**Provided data**:

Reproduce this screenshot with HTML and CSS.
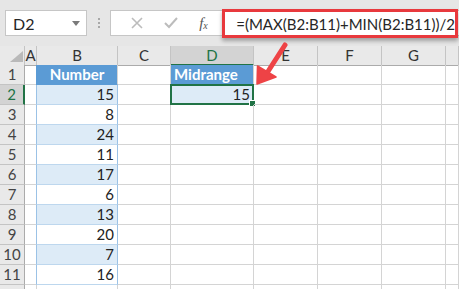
FILE: index.html
```html
<!DOCTYPE html>
<html lang="en">
<head>
  <meta charset="UTF-8" />
  <title>Midrange</title>
  <link rel="stylesheet" href="styles.css">
</head>
<body>
  <div class="window">
    <div class="toolbar">
      <div class="name-box">
        <span>D2</span>
        <svg class="caret" width="8" height="5" viewBox="0 0 8 5"><path d="M0 0h8L4 5z" fill="#7a7a7a"/></svg>
      </div>
      <div class="grip"><i></i><i></i><i></i></div>
      <div class="formula-bar">
        <div class="fx-buttons">
          <svg width="14" height="14" viewBox="0 0 14 14"><path d="M2 2l10 10M12 2L2 12" stroke="#bcbcbc" stroke-width="1.6"/></svg>
          <svg width="14" height="14" viewBox="0 0 14 14"><path d="M1 7l4 4 8-9" stroke="#bcbcbc" stroke-width="2" fill="none"/></svg>
          <span class="fx">f<sub>x</sub></span>
        </div>
        <div class="formula-input">=(MAX(B2:B11)+MIN(B2:B11))/2</div>
      </div>
    </div>

    <div class="sheet">
      <div class="row head">
        <div class="corner"><svg width="25" height="19" viewBox="0 0 25 19"><path d="M10 16h13V5z" fill="#b9b9b9"/></svg></div>
        <div>A</div><div>B</div><div>C</div><div class="sel-col">D</div><div>E</div><div>F</div><div>G</div><div></div>
      </div>
      <div class="row">
        <div class="rh">1</div><div></div><div class="tbl-head center">Number</div><div></div><div class="tbl-head">Midrange</div><div></div><div></div><div></div><div></div>
      </div>
      <div class="row">
        <div class="rh sel-row">2</div><div></div><div class="b band">15</div><div></div><div class="active">15<i class="handle"></i></div><div></div><div></div><div></div><div></div>
      </div>
      <div class="row">
        <div class="rh">3</div><div></div><div class="b">8</div><div></div><div></div><div></div><div></div><div></div><div></div>
      </div>
      <div class="row">
        <div class="rh">4</div><div></div><div class="b band">24</div><div></div><div></div><div></div><div></div><div></div><div></div>
      </div>
      <div class="row">
        <div class="rh">5</div><div></div><div class="b">11</div><div></div><div></div><div></div><div></div><div></div><div></div>
      </div>
      <div class="row">
        <div class="rh">6</div><div></div><div class="b band">17</div><div></div><div></div><div></div><div></div><div></div><div></div>
      </div>
      <div class="row">
        <div class="rh">7</div><div></div><div class="b">6</div><div></div><div></div><div></div><div></div><div></div><div></div>
      </div>
      <div class="row">
        <div class="rh">8</div><div></div><div class="b band">13</div><div></div><div></div><div></div><div></div><div></div><div></div>
      </div>
      <div class="row">
        <div class="rh">9</div><div></div><div class="b">20</div><div></div><div></div><div></div><div></div><div></div><div></div>
      </div>
      <div class="row">
        <div class="rh">10</div><div></div><div class="b band">7</div><div></div><div></div><div></div><div></div><div></div><div></div>
      </div>
      <div class="row">
        <div class="rh">11</div><div></div><div class="b">16</div><div></div><div></div><div></div><div></div><div></div><div></div>
      </div>
      <div class="row">
        <div class="rh"></div><div></div><div></div><div></div><div></div><div></div><div></div><div></div><div></div>
      </div>
    </div>

    <!-- callout arrow pointing at the result cell -->
    <svg class="arrow" width="459" height="289" viewBox="0 0 459 289">
      <path d="M285 45L267 73" stroke="#ee4346" stroke-width="5" stroke-linecap="round"/>
      <path d="M257 84L257.5 66L276 77z" fill="#ee4346" stroke="#ee4346" stroke-width="1.5" stroke-linejoin="round"/>
    </svg>
  </div>
</body>
</html>
```

FILE: styles.css
```css
body {
  margin: 0;
  background: #fff;
  font-family: 'Lato', 'Liberation Sans', sans-serif;
}

.window {
  position: relative;
  width: 459px;
  height: 289px;
  overflow: hidden;
}

.toolbar {
  height: 46px;
  box-sizing: border-box;
  padding: 10px 0 0 5px;
  background: #e6e6e6;
  display: flex;
  align-items: flex-start;
}

.name-box {
  width: 102px;
  height: 26px;
  box-sizing: border-box;
  border: 1px solid #c6c6c6;
  background: #fff;
  display: flex;
  align-items: center;
  justify-content: space-between;
  padding: 0 6px 0 7px;
  font-size: 16px;
  color: #262626;
}

.grip {
  width: 30px;
  height: 26px;
  display: flex;
  flex-direction: column;
  align-items: center;
  justify-content: center;
  gap: 2px;
}

.grip i {
  width: 2px;
  height: 2px;
  background: #a8a8a8;
}

.formula-bar {
  flex: 1;
  height: 26px;
  box-sizing: border-box;
  border: 1px solid #c6c6c6;
  border-right: none;
  background: #fff;
  display: flex;
}

.fx-buttons {
  width: 111px;
  display: flex;
  align-items: center;
  justify-content: space-around;
  padding: 0 4px 0 8px;
  box-sizing: border-box;
}

.fx {
  font-family: 'Liberation Serif', serif;
  font-style: italic;
  font-size: 15px;
  color: #555;
}

.fx sub {
  font-size: 10px;
  vertical-align: -1px;
}

.formula-input {
  flex: 1;
  margin: -2px 1px -3px 0;
  border: 3px solid #e8393d;
  background: #fff;
  box-shadow: 0 3px 4px rgba(0, 0, 0, 0.3);
  display: flex;
  align-items: center;
  padding-left: 11px;
  font-size: 15px;
  color: #262626;
  white-space: nowrap;
}

.row {
  display: grid;
  grid-template-columns: 25px 12px 81px 53px 83px 64px 64px 64px 13px;
  height: 20px;
  font-size: 15px;
  color: #222;
}

.row > div {
  box-sizing: border-box;
  border-right: 1px solid #d4d4d4;
  border-bottom: 1px solid #d4d4d4;
  line-height: 19px;
  text-align: right;
  padding-right: 3px;
  position: relative;
}

.row.head {
  height: 19px;
}

.row.head > div {
  background: #e9e9e9;
  border-right-color: #c4c4c4;
  border-bottom-color: #ababab;
  text-align: center;
  padding: 0;
  line-height: 18px;
  color: #333;
}

.row.head > .corner {
  line-height: 0;
}

.row.head > .sel-col {
  background: #d3d3d3;
  border-bottom: 2px solid #217346;
  color: #217346;
}

.row > .rh {
  background: #e9e9e9;
  border-right-color: #ababab;
  border-bottom-color: #c4c4c4;
  text-align: center;
  padding: 0;
  color: #444;
}

.row > .rh.sel-row {
  background: #d3d3d3;
  border-right: 2px solid #217346;
  color: #217346;
}

.row > .b {
  border-left: 1px solid #9bc2e6;
  border-right: 1px solid #9bc2e6;
  border-bottom-color: #bdd7ee;
  margin-left: -1px;
}

.row > .band {
  background: #ddebf7;
}

.row > .tbl-head {
  background: #5b9bd5;
  color: #fff;
  font-weight: bold;
  text-align: left;
  padding-left: 3px;
  border-bottom-color: #5b9bd5;
}

.row > .tbl-head.center {
  text-align: center;
  border-left: 1px solid #5b9bd5;
  margin-left: -1px;
}

.row > .active {
  background: #ddebf7;
  border: 2px solid #217346;
  margin: -1px 0 0 -1px;
  line-height: 17px;
  padding-right: 2px;
}

.handle {
  position: absolute;
  right: -4px;
  bottom: -4px;
  width: 5px;
  height: 5px;
  background: #217346;
  border: 1px solid #fff;
}

.arrow {
  position: absolute;
  left: 0;
  top: 0;
  pointer-events: none;
}
```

**Exercise brief**:
Every line above should be returned exactly; the pictures stay out.

**Task output**:
Reproduce this screenshot with HTML and CSS.
FILE: index.html
```html
<!DOCTYPE html>
<html lang="en">
<head>
  <meta charset="UTF-8" />
  <title>Midrange</title>
  <link rel="stylesheet" href="styles.css">
</head>
<body>
  <div class="window">
    <div class="toolbar">
      <div class="name-box">
        <span>D2</span>
        <svg class="caret" width="8" height="5" viewBox="0 0 8 5"><path d="M0 0h8L4 5z" fill="#7a7a7a"/></svg>
      </div>
      <div class="grip"><i></i><i></i><i></i></div>
      <div class="formula-bar">
        <div class="fx-buttons">
          <svg width="14" height="14" viewBox="0 0 14 14"><path d="M2 2l10 10M12 2L2 12" stroke="#bcbcbc" stroke-width="1.6"/></svg>
          <svg width="14" height="14" viewBox="0 0 14 14"><path d="M1 7l4 4 8-9" stroke="#bcbcbc" stroke-width="2" fill="none"/></svg>
          <span class="fx">f<sub>x</sub></span>
        </div>
        <div class="formula-input">=(MAX(B2:B11)+MIN(B2:B11))/2</div>
      </div>
    </div>

    <div class="sheet">
      <div class="row head">
        <div class="corner"><svg width="25" height="19" viewBox="0 0 25 19"><path d="M10 16h13V5z" fill="#b9b9b9"/></svg></div>
        <div>A</div><div>B</div><div>C</div><div class="sel-col">D</div><div>E</div><div>F</div><div>G</div><div></div>
      </div>
      <div class="row">
        <div class="rh">1</div><div></div><div class="tbl-head center">Number</div><div></div><div class="tbl-head">Midrange</div><div></div><div></div><div></div><div></div>
      </div>
      <div class="row">
        <div class="rh sel-row">2</div><div></div><div class="b band">15</div><div></div><div class="active">15<i class="handle"></i></div><div></div><div></div><div></div><div></div>
      </div>
      <div class="row">
        <div class="rh">3</div><div></div><div class="b">8</div><div></div><div></div><div></div><div></div><div></div><div></div>
      </div>
      <div class="row">
        <div class="rh">4</div><div></div><div class="b band">24</div><div></div><div></div><div></div><div></div><div></div><div></div>
      </div>
      <div class="row">
        <div class="rh">5</div><div></div><div class="b">11</div><div></div><div></div><div></div><div></div><div></div><div></div>
      </div>
      <div class="row">
        <div class="rh">6</div><div></div><div class="b band">17</div><div></div><div></div><div></div><div></div><div></div><div></div>
      </div>
      <div class="row">
        <div class="rh">7</div><div></div><div class="b">6</div><div></div><div></div><div></div><div></div><div></div><div></div>
      </div>
      <div class="row">
        <div class="rh">8</div><div></div><div class="b band">13</div><div></div><div></div><div></div><div></div><div></div><div></div>
      </div>
      <div class="row">
        <div class="rh">9</div><div></div><div class="b">20</div><div></div><div></div><div></div><div></div><div></div><div></div>
      </div>
      <div class="row">
        <div class="rh">10</div><div></div><div class="b band">7</div><div></div><div></div><div></div><div></div><div></div><div></div>
      </div>
      <div class="row">
        <div class="rh">11</div><div></div><div class="b">16</div><div></div><div></div><div></div><div></div><div></div><div></div>
      </div>
      <div class="row">
        <div class="rh"></div><div></div><div></div><div></div><div></div><div></div><div></div><div></div><div></div>
      </div>
    </div>

    <!-- callout arrow pointing at the result cell -->
    <svg class="arrow" width="459" height="289" viewBox="0 0 459 289">
      <path d="M285 45L267 73" stroke="#ee4346" stroke-width="5" stroke-linecap="round"/>
      <path d="M257 84L257.5 66L276 77z" fill="#ee4346" stroke="#ee4346" stroke-width="1.5" stroke-linejoin="round"/>
    </svg>
  </div>
</body>
</html>
```

FILE: styles.css
```css
body {
  margin: 0;
  background: #fff;
  font-family: 'Lato', 'Liberation Sans', sans-serif;
}

.window {
  position: relative;
  width: 459px;
  height: 289px;
  overflow: hidden;
}

.toolbar {
  height: 46px;
  box-sizing: border-box;
  padding: 10px 0 0 5px;
  background: #e6e6e6;
  display: flex;
  align-items: flex-start;
}

.name-box {
  width: 102px;
  height: 26px;
  box-sizing: border-box;
  border: 1px solid #c6c6c6;
  background: #fff;
  display: flex;
  align-items: center;
  justify-content: space-between;
  padding: 0 6px 0 7px;
  font-size: 16px;
  color: #262626;
}

.grip {
  width: 30px;
  height: 26px;
  display: flex;
  flex-direction: column;
  align-items: center;
  justify-content: center;
  gap: 2px;
}

.grip i {
  width: 2px;
  height: 2px;
  background: #a8a8a8;
}

.formula-bar {
  flex: 1;
  height: 26px;
  box-sizing: border-box;
  border: 1px solid #c6c6c6;
  border-right: none;
  background: #fff;
  display: flex;
}

.fx-buttons {
  width: 111px;
  display: flex;
  align-items: center;
  justify-content: space-around;
  padding: 0 4px 0 8px;
  box-sizing: border-box;
}

.fx {
  font-family: 'Liberation Serif', serif;
  font-style: italic;
  font-size: 15px;
  color: #555;
}

.fx sub {
  font-size: 10px;
  vertical-align: -1px;
}

.formula-input {
  flex: 1;
  margin: -2px 1px -3px 0;
  border: 3px solid #e8393d;
  background: #fff;
  box-shadow: 0 3px 4px rgba(0, 0, 0, 0.3);
  display: flex;
  align-items: center;
  padding-left: 11px;
  font-size: 15px;
  color: #262626;
  white-space: nowrap;
}

.row {
  display: grid;
  grid-template-columns: 25px 12px 81px 53px 83px 64px 64px 64px 13px;
  height: 20px;
  font-size: 15px;
  color: #222;
}

.row > div {
  box-sizing: border-box;
  border-right: 1px solid #d4d4d4;
  border-bottom: 1px solid #d4d4d4;
  line-height: 19px;
  text-align: right;
  padding-right: 3px;
  position: relative;
}

.row.head {
  height: 19px;
}

.row.head > div {
  background: #e9e9e9;
  border-right-color: #c4c4c4;
  border-bottom-color: #ababab;
  text-align: center;
  padding: 0;
  line-height: 18px;
  color: #333;
}

.row.head > .corner {
  line-height: 0;
}

.row.head > .sel-col {
  background: #d3d3d3;
  border-bottom: 2px solid #217346;
  color: #217346;
}

.row > .rh {
  background: #e9e9e9;
  border-right-color: #ababab;
  border-bottom-color: #c4c4c4;
  text-align: center;
  padding: 0;
  color: #444;
}

.row > .rh.sel-row {
  background: #d3d3d3;
  border-right: 2px solid #217346;
  color: #217346;
}

.row > .b {
  border-left: 1px solid #9bc2e6;
  border-right: 1px solid #9bc2e6;
  border-bottom-color: #bdd7ee;
  margin-left: -1px;
}

.row > .band {
  background: #ddebf7;
}

.row > .tbl-head {
  background: #5b9bd5;
  color: #fff;
  font-weight: bold;
  text-align: left;
  padding-left: 3px;
  border-bottom-color: #5b9bd5;
}

.row > .tbl-head.center {
  text-align: center;
  border-left: 1px solid #5b9bd5;
  margin-left: -1px;
}

.row > .active {
  background: #ddebf7;
  border: 2px solid #217346;
  margin: -1px 0 0 -1px;
  line-height: 17px;
  padding-right: 2px;
}

.handle {
  position: absolute;
  right: -4px;
  bottom: -4px;
  width: 5px;
  height: 5px;
  background: #217346;
  border: 1px solid #fff;
}

.arrow {
  position: absolute;
  left: 0;
  top: 0;
  pointer-events: none;
}
```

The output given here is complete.